In Bremen bildet die Initiative „Fokus“ Psychiatrieerfahrene zu Genesungsbegleitern aus, gut ein Jahr dauert die Qualifizierung. Mittlerweile arbeiten im Bundesland mindestens 25 Ex-In‘ler, sagt Utschakowski – in Krankenhäusern, Tageskliniken oder der ambulanten psychiatrischen Betreuung. Das Klinikum Reinkenheide in Bremerhaven beschäftige acht Genesungsbegleiter – „bundesweit einmalig“.
Sie alle haben sich wie Bernd Eberle aus Krisen befreien können. Er erinnert sich an die Zeit, „als mein ganzes Leben in sich zusammenfiel“. Beruflich hatte er noch nicht richtig Tritt gefasst, die Freundin war schwanger, als er erkrankte und in die Psychiatrie eingewiesen wurde. „Im Anschluss bekam ich eine schwere Depression.“ Die Frau trennte sich von ihm. „Sie war weg, das Kind und auch der Job. Von Freunden war ich enttäuscht.“ Wie ein Misthaufen sei ihm sein Leben damals vorgekommen. Er habe sich selbst stigmatisiert, sich nicht mehr angenommen, für irre erklärt.
Über seinen Recovery-Weg, wie er es nennt, mag der 49-Jährige nicht reden. Dieser Prozess des Wiedererstarkens könne manchmal lange dauern, sagt er lediglich. 2003 zog Eberle nach Bremen, und es dauerte noch ein Dutzend Jahre, bis sich eine neue Chance für ihn auftat. 2016 sprach ihn sein Psychiater auf das Ex-In-Projekt an. Ob das nicht etwas für Eberle sei? Dessen Interesse war geweckt. „Bedingungen für die Ausbildung zum Genesungsbegleiter sind eine gewisse psychische Stabilität und Krisenerfahrung“, sagt er. Beides bescheinigte ihm sein Arzt. Eberle bewarb sich bei „Fokus“, wurde angenommen und begann im August 2016 mit den Kursen.
„Ein Problem war zunächst, wie finanziere ich das?“ Eberle hatte Glück, weil die Bremer Landesregierung damals Geld für die Psychiatriereform gab.

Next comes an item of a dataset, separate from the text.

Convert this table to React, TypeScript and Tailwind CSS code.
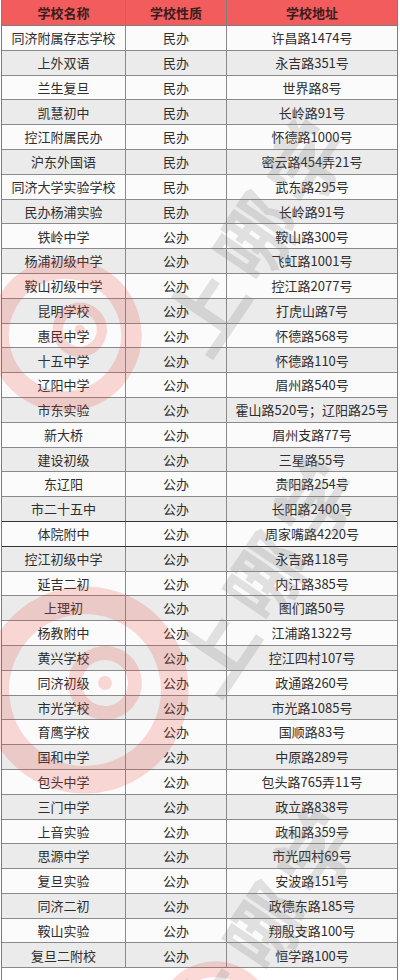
const rows: [string, string, string][] = [
  ["同济附属存志学校", "民办", "许昌路1474号"],
  ["上外双语", "民办", "永吉路351号"],
  ["兰生复旦", "民办", "世界路8号"],
  ["凯慧初中", "民办", "长岭路91号"],
  ["控江附属民办", "民办", "怀德路1000号"],
  ["沪东外国语", "民办", "密云路454弄21号"],
  ["同济大学实验学校", "民办", "武东路295号"],
  ["民办杨浦实验", "民办", "长岭路91号"],
  ["铁岭中学", "公办", "鞍山路300号"],
  ["杨浦初级中学", "公办", "飞虹路1001号"],
  ["鞍山初级中学", "公办", "控江路2077号"],
  ["昆明学校", "公办", "打虎山路7号"],
  ["惠民中学", "公办", "怀德路568号"],
  ["十五中学", "公办", "怀德路110号"],
  ["辽阳中学", "公办", "眉州路540号"],
  ["市东实验", "公办", "霍山路520号；辽阳路25号"],
  ["新大桥", "公办", "眉州支路77号"],
  ["建设初级", "公办", "三星路55号"],
  ["东辽阳", "公办", "贵阳路254号"],
  ["市二十五中", "公办", "长阳路2400号"],
  ["体院附中", "公办", "周家嘴路4220号"],
  ["控江初级中学", "公办", "永吉路118号"],
  ["延吉二初", "公办", "内江路385号"],
  ["上理初", "公办", "图们路50号"],
  ["杨教附中", "公办", "江浦路1322号"],
  ["黄兴学校", "公办", "控江四村107号"],
  ["同济初级", "公办", "政通路260号"],
  ["市光学校", "公办", "市光路1085号"],
  ["育鹰学校", "公办", "国顺路83号"],
  ["国和中学", "公办", "中原路289号"],
  ["包头中学", "公办", "包头路765弄11号"],
  ["三门中学", "公办", "政立路838号"],
  ["上音实验", "公办", "政和路359号"],
  ["思源中学", "公办", "市光四村69号"],
  ["复旦实验", "公办", "安波路151号"],
  ["同济二初", "公办", "政德东路185号"],
  ["鞍山实验", "公办", "翔殷支路100号"],
  ["复旦二附校", "公办", "恒学路100号"],
];

// watermark logo, drawn faint over the table
function Logo({ className }: { className: string }) {
  return (
    <svg viewBox="0 0 200 200" className={className}>
      <circle cx="100" cy="100" r="78" fill="none" stroke="#e8453c" strokeWidth="24" />
      <circle cx="112" cy="86" r="26" fill="none" stroke="#e8453c" strokeWidth="12" />
      <circle cx="112" cy="86" r="6" fill="#e8453c" />
    </svg>
  );
}

function Mark({ className }: { className: string }) {
  return (
    <div
      className={
        "pointer-events-none absolute whitespace-nowrap text-[80px] font-bold tracking-[10px] text-[#777] opacity-20 -rotate-[56deg] " +
        className
      }
    >
      上哪学
    </div>
  );
}

export default function App() {
  return (
    <div
      className="relative h-[980px] w-[400px] overflow-hidden bg-white text-[13px] text-[#2e2e2e]"
      style={{ fontFamily: '"Microsoft YaHei", "Noto Sans CJK SC", sans-serif' }}
    >
      <div className="ml-[1px] w-[397px] border-x border-[#7d7d7d]">
        <div className="grid h-[26px] grid-cols-[124px_101px_1fr] border-b border-[#7d7d7d] bg-[#f25c5c] font-bold text-[#3b1c1c]">
          <div className="flex items-center justify-center border-r border-[#7d7d7d]">学校名称</div>
          <div className="flex items-center justify-center border-r border-[#7d7d7d]">学校性质</div>
          <div className="flex items-center justify-center">学校地址</div>
        </div>
        {rows.map(([name, kind, addr], i) => (
          <div
            key={name}
            className={
              "grid h-[24.8px] grid-cols-[124px_101px_1fr] border-b " +
              (i === 19 || i === 20 ? "border-[#333] " : "border-[#8a8a8a] ") +
              (i % 2 === 0 ? "bg-[#fbfbfb]" : "bg-[#ebebeb]")
            }
          >
            <div className="flex items-center justify-center border-r border-[#8a8a8a]">{name}</div>
            <div className="flex items-center justify-center border-r border-[#8a8a8a]">{kind}</div>
            <div className="flex items-center justify-center">{addr}</div>
          </div>
        ))}
        <div className="h-[20px] bg-white" />
      </div>

      <Logo className="pointer-events-none absolute left-[-20px] top-[250px] h-[170px] w-[170px] rotate-[30deg] opacity-20" />
      <Logo className="pointer-events-none absolute left-[-30px] top-[575px] h-[230px] w-[230px] rotate-[30deg] opacity-20" />
      <Logo className="pointer-events-none absolute left-[150px] top-[955px] h-[130px] w-[130px] rotate-[30deg] opacity-20" />

      <Mark className="left-[120px] top-[170px]" />
      <Mark className="left-[130px] top-[510px]" />
      <Mark className="left-[130px] top-[860px]" />
    </div>
  );
}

Er bekam ein Stipendium, Voraussetzung war, dass er anschließend in einer sozialen Einrichtung arbeitet. Landesmittel flossen auch an freie Träger von Einrichtungen für psychisch Erkrankte, sie richteten damit unter anderem Stellen für Gesundungsbegleiter ein.
Heute müsse die Ausbildung meist selbst bezahlt werden, sagt Utschakowski, Vorstandsmitglied des Ex-In-Vereins in Deutschland. Er würde das Projekt gern ausbauen und verweist auf eine bremen-interne Auswertung. Danach habe sich die Zusammenarbeit im Betreuerteam ebenso verbessert wie die Ansprache der Klienten und deren Behandlungserfolg.
„Eine persönliche Beziehung kommt schneller zustande“, sagt auch Eberle. Ihm liegt viel daran, dass seine Klienten herauskommen „aus ihrem Schneckenhaus“ und das machen, was sie noch können. „Damit nimmt man schon viel Leid von der Seele.“ Für ihn steht fest: „Es gibt keinen Menschen, der ganz gesund ist, und keinen, der völlig krank ist. Wir befinden uns immer in einem Zwischenbereich.“ Deshalb sei es wichtig, den „gesunden Teil“ psychisch Erkrankter zu sehen und sie nicht vorschnell abzustempeln.